Une telle mission aurait dû être effectuée en 2013 par le remorqueur Le Tenace. Mais, à l’époque, les autorités russes ne donnèrent pas leur accord, en avançant le prétexte qu’il y avait alors trop de glace pour une telle traversée.

« Au-delà du renforcement de l’expertise des équipages de la Marine nationale à naviguer et à opérer dans la zone arctique, ce type de déploiement permet d’accroître les connaissances météorologiques et océanographiques des zones traversées », a expliqué l’État-major des armées [EMA] au sujet de cette mission du BSAH Rhône. Des données qui peuvent être utiles pour les sous-marins…

Avec le changement climatique annoncé, l’exploitation des immenses ressources que recèle l’Arctique devrait être plus facile (ce qui nourrit les différends territoriaux entre les pays riverains), de même que la navigation maritime, avec des routes maritimes accessibles pendant plus longtemps. Quant à ce passage Nord-Est, il devrait permettre aux navires commerciaux de gagner jusqu’à deux semaines pour assurer la liaison entre le Pacifique et l’Europe, sans avoir à franchir le canal de Suez, comme l’a récemment démontré le porte-conteneurs brise-glace danois Venta, de l’armateur Maersk.

En outre, la région de l’Arctique a une valeur militaire évidente. La Russie en a fait une priorité stratégique et s’attache à y rétablir la présence de ses troupes depuis 2009, avec la remise en état d’anciennes bases (ou avec la création de nouvelles), le déploiement d’unités spécialisées ou la remise au goût du jour de projets abandonnés, comme la mise au point d’un nouvel Ekranoplan pour des missions de surveillance.

« Je ne veux pas mettre la pression, mais les spécialistes savent que, par exemple, des sous-marins nucléaires américains sont en service au nord de la Norvège. La durée du vol des missiles est de 15 minutes jusqu’à Moscou. Et nous devons savoir ce qui s’y passe, voir ce qui s’y passe, nous devons protéger cette côte de façon adéquate, y assurer la protection des frontières », a ainsi fait valoir Vladimir Poutine, le président russe, en juin 2017.
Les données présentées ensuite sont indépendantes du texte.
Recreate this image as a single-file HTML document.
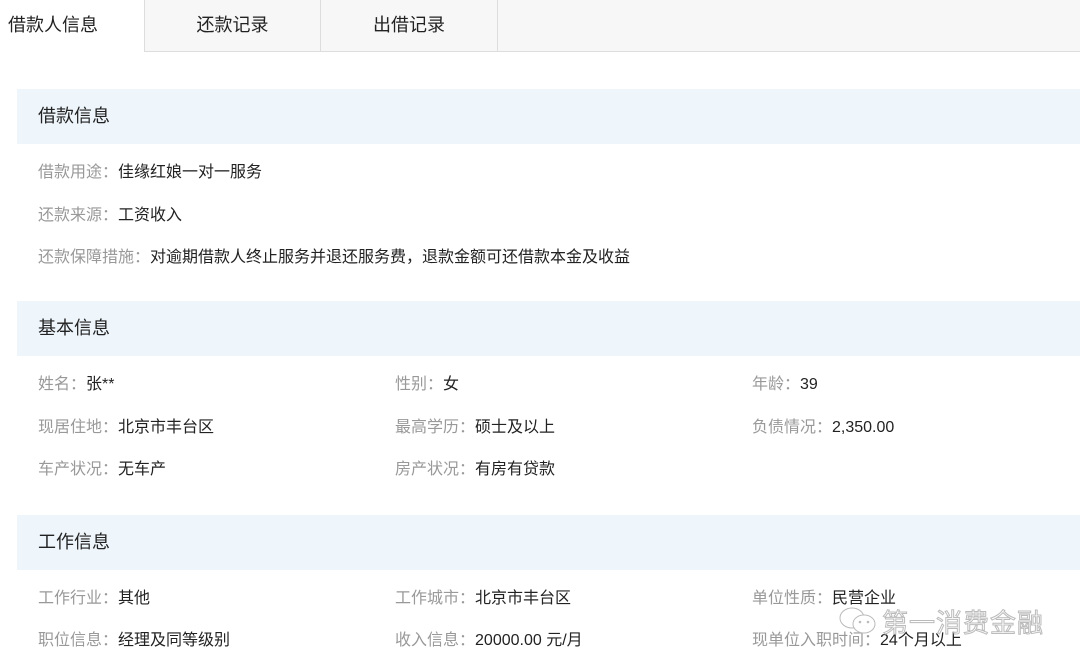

Ces enjeux expliquent donc l’intérêt de la Marine nationale pour cette région, dont il reste beaucoup à apprendre dans la mesure où la navigation y est difficile (variation du Nord magnétique, cartes marines mal cartographiées, conditions climatiques rudes…).

Pour rappel, la France est un des États observateurs au Conseil de l’Arctique, au même titre que la Chine, la Corée du Sud, l’Allemagne ou encore le Royaume-Uni, dont l’intérêt est en partie motivé par le fait que les compagnies pétrolières et gazières britanniques sont très impliquées dans cette région. En outre, l’on s’inquiète, à Londres, des activités militaires de la Russie, tant dans le Grand Nord qu’en Atlantique-Nord.

D’où la stratégie annoncée le 30 septembre par Gavin Williamson, le ministre britannique de la Défense.

« Le changement de l’environnement naturel dans l’Arctique et le Grand Nord entraîne une évolution du contexte sécuritaire et, à mesure que la région devient plus accessible, l’activité militaire s’est intensifiée », constate le ministère britannique de la Défense [MoD]. « La nouvelle stratégie arctique de défense mettra l’Arctique et le Grand Nord au centre de la sécurité du Royaume-Uni », ajoute-t-il.

« Au fur et à mesure que la glace fond et que de nouvelles routes de navigation apparaissent, l’importance de la région du Grand Nord et de l’Arctique augmente. […] La Russie, avec plus de sous-marins opérant sous la glace et l’ambition de construire plus de 100 installations dans l’Arctique, revendique et militarise la région. Nous devons être prêts à faire face à toutes les menaces dès qu’elles apparaissent », a expliqué M. Williamson.

Cela étant, cette « nouvelle » stratégie pour l’Arctique ne contient pas de mesures exceptionnelles et tient plus de l’affichage politique et diplomatique. Ainsi, il est question d’organiser et de pérenniser des entraînements par temps froid en Norvège, avec l’envoi d’environ 800 Royal Marines.

En outre, avec quatre Eurofighter Typhoon, la Royal Air Force assurera, en 2019, et dans le cadre de l’Otan, la surveillance de l’espace aérien islandais (une mission que les aviateurs français connaissent déjà). « Cela permettra au Royaume-Uni de travailler en étroite collaboration avec ses alliés pour prévenir les menaces aériennes contre la sécurité de la région euro-atlantique » et « fournira également à la RAF des opportunités uniques pour tester ses compétences dans différents environnements », indique le MoD.

Sans surprise, Londres prévoit d’augmenter des « opérationnels dans la région » avec l’entrée en service de avions de patrouille maritime P-8 Poseidon. Ces appareils, mis en oeuvre depuis la base de Lossiemouth, « aideront à lutter contre une série de menaces qui s’intensifient, notamment les activités sous-marines dans l’Arctique. » Cela devrait se faire en coopération avec la Norvège, qui disposera du même type d’appareil (un accord allant dans ce sens a d’ailleurs été signé en novembre 2016). Enfin, un sous-marin nucléaire d’attaque de la Royal Navy sera régulièrement déployé dans l’Arctique.